Information given:
--- BEGIN ---
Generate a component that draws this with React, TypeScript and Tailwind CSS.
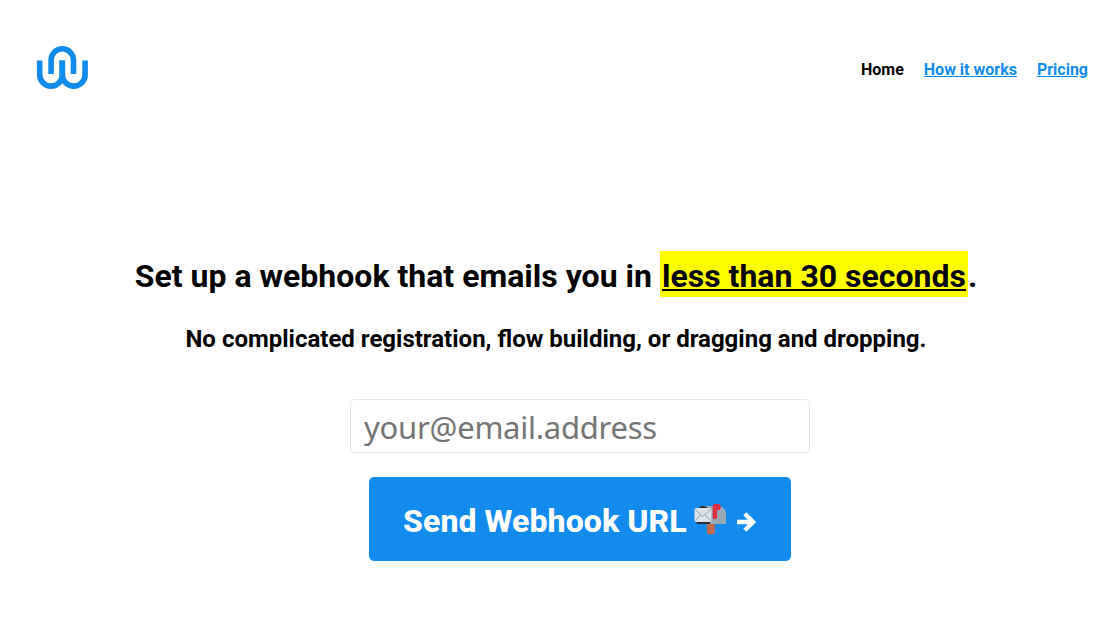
--- END ---
--- BEGIN ---
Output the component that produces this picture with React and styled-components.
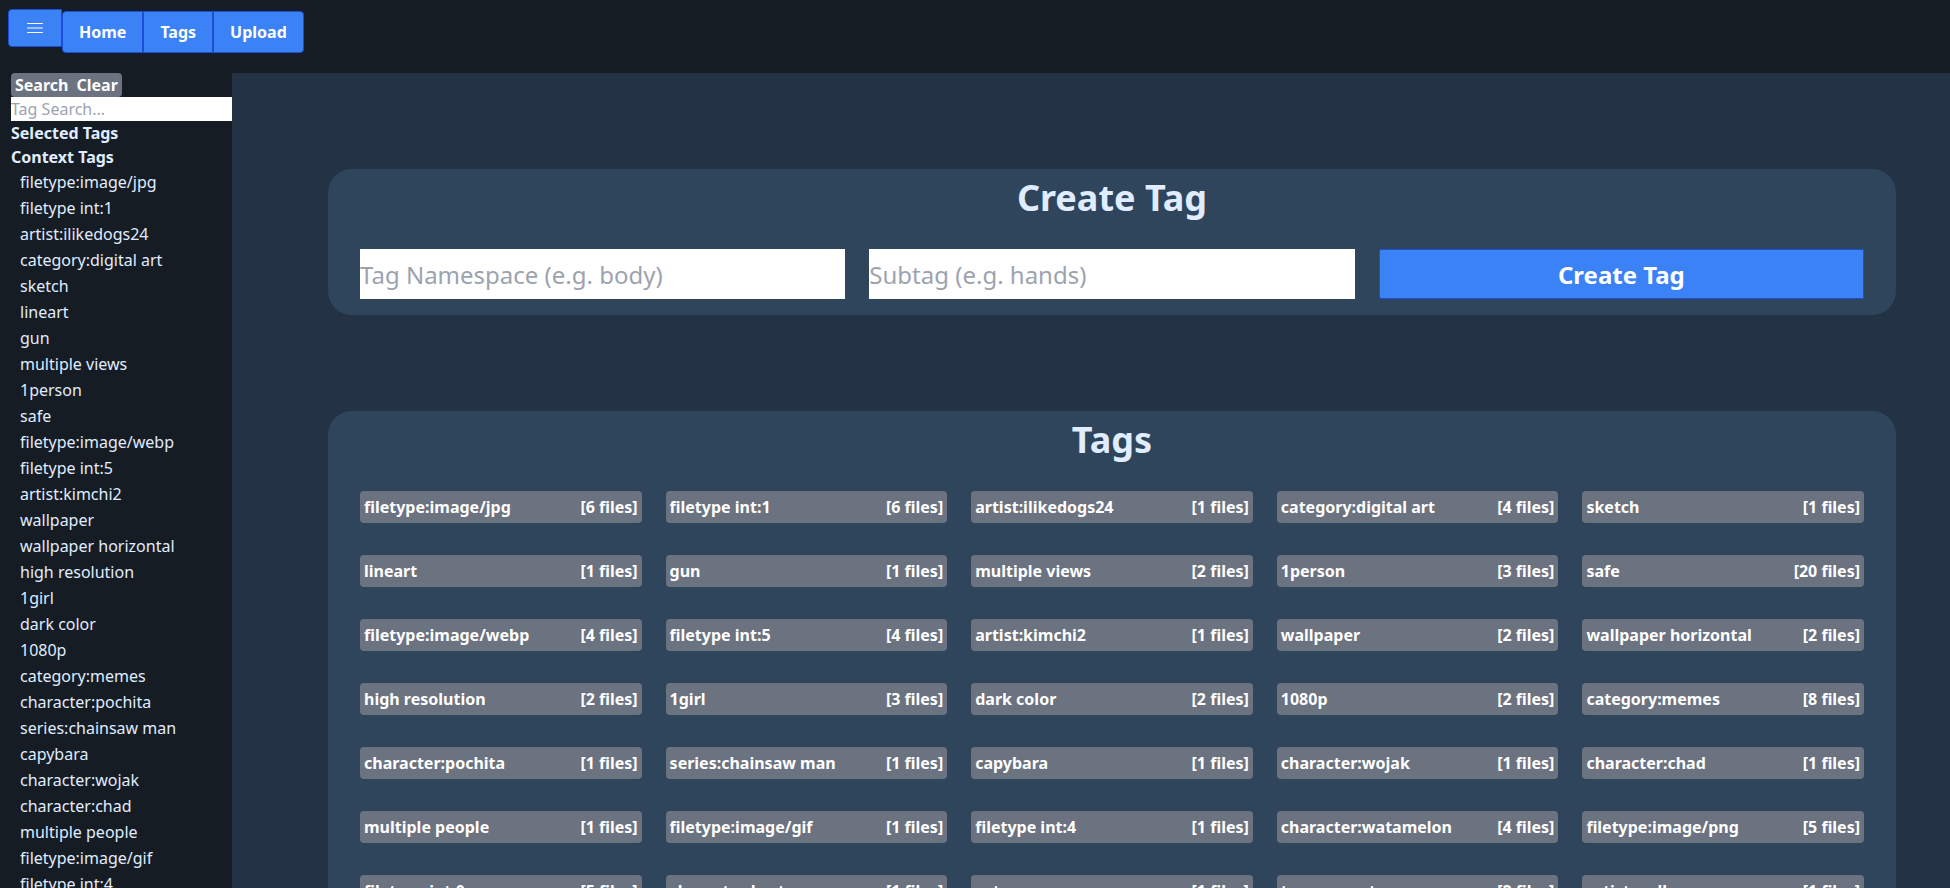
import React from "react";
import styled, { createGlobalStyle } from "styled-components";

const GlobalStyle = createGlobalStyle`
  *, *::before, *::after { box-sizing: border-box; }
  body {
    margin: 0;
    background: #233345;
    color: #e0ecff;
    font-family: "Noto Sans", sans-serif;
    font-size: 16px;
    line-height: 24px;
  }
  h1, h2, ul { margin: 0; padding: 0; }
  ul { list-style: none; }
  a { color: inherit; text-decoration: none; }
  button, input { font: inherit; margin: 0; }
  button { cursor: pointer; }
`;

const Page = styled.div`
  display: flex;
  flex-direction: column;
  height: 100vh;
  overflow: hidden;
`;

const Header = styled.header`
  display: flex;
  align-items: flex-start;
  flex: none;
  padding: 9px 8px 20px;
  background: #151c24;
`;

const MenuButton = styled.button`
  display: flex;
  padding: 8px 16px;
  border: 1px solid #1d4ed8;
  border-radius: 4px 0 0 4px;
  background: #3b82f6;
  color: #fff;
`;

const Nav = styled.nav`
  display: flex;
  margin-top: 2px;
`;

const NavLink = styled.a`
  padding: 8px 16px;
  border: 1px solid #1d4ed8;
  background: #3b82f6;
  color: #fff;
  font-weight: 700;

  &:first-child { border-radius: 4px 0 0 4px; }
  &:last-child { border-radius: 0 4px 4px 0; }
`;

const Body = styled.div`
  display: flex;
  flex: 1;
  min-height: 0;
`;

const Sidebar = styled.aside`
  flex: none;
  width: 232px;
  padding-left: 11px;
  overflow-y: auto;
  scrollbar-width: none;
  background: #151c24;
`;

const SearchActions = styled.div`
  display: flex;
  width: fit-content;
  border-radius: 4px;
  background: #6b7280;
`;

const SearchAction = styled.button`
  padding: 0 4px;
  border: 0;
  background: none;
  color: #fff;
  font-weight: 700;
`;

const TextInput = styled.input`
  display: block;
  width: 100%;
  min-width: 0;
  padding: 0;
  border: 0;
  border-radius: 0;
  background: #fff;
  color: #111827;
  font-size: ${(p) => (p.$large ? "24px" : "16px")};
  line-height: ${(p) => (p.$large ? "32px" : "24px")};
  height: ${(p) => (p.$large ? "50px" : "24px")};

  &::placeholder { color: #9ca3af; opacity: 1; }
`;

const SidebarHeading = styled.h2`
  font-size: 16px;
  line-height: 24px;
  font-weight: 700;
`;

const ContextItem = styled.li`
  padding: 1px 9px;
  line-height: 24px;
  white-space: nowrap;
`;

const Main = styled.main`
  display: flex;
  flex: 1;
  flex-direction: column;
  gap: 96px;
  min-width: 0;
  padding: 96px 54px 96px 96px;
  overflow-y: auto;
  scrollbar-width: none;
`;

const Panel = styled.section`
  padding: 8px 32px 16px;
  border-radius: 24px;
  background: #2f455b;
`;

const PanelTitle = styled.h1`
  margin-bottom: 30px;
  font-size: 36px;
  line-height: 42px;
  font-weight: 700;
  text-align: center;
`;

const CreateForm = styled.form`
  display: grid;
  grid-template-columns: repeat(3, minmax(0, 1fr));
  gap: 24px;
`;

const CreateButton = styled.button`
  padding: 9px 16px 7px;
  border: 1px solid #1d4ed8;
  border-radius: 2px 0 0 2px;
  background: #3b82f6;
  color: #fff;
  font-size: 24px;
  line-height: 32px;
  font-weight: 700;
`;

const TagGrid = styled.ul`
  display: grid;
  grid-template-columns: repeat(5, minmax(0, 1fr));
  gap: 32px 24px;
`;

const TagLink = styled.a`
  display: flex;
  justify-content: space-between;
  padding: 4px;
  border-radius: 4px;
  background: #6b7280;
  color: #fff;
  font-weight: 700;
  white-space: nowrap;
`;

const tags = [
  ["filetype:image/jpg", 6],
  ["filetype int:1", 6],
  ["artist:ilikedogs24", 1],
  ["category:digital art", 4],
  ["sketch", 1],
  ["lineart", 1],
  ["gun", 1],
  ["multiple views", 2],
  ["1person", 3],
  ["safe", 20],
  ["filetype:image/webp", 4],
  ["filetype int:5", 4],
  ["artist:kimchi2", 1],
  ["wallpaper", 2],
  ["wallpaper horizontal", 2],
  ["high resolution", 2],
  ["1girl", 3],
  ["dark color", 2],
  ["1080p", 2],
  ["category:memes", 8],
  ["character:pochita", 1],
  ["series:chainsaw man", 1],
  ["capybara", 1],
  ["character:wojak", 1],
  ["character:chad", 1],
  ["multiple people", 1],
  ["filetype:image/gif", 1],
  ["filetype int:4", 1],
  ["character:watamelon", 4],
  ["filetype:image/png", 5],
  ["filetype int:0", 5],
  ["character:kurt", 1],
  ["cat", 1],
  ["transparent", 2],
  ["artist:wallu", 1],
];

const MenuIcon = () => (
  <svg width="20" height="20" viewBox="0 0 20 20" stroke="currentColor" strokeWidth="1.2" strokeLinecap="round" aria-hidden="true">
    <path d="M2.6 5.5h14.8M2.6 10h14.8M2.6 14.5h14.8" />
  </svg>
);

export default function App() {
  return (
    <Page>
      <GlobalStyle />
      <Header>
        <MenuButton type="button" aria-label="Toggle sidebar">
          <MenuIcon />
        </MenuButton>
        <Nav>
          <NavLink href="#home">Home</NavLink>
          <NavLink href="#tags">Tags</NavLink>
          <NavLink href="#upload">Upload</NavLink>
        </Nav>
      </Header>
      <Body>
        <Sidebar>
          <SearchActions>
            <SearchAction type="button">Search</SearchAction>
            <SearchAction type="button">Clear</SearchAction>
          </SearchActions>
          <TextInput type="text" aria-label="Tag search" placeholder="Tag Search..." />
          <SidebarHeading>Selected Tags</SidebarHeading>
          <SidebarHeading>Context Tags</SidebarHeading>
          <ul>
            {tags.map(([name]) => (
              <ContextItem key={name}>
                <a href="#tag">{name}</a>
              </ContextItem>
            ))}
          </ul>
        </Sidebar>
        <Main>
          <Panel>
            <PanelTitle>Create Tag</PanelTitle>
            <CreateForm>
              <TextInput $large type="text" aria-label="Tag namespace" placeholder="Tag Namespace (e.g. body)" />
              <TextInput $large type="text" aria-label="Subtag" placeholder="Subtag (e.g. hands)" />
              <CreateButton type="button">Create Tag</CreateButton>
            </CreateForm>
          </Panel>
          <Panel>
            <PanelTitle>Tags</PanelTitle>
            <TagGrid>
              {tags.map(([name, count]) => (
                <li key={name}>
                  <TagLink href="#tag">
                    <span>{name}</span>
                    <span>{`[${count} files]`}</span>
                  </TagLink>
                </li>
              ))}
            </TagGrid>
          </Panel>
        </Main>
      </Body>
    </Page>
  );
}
--- END ---
Written exercise: In the material above, show every line where the word "that" turns up.

Result of this exercise:
Generate a component that draws this with React, TypeScript and Tailwind CSS.
Output the component that produces this picture with React and styled-components.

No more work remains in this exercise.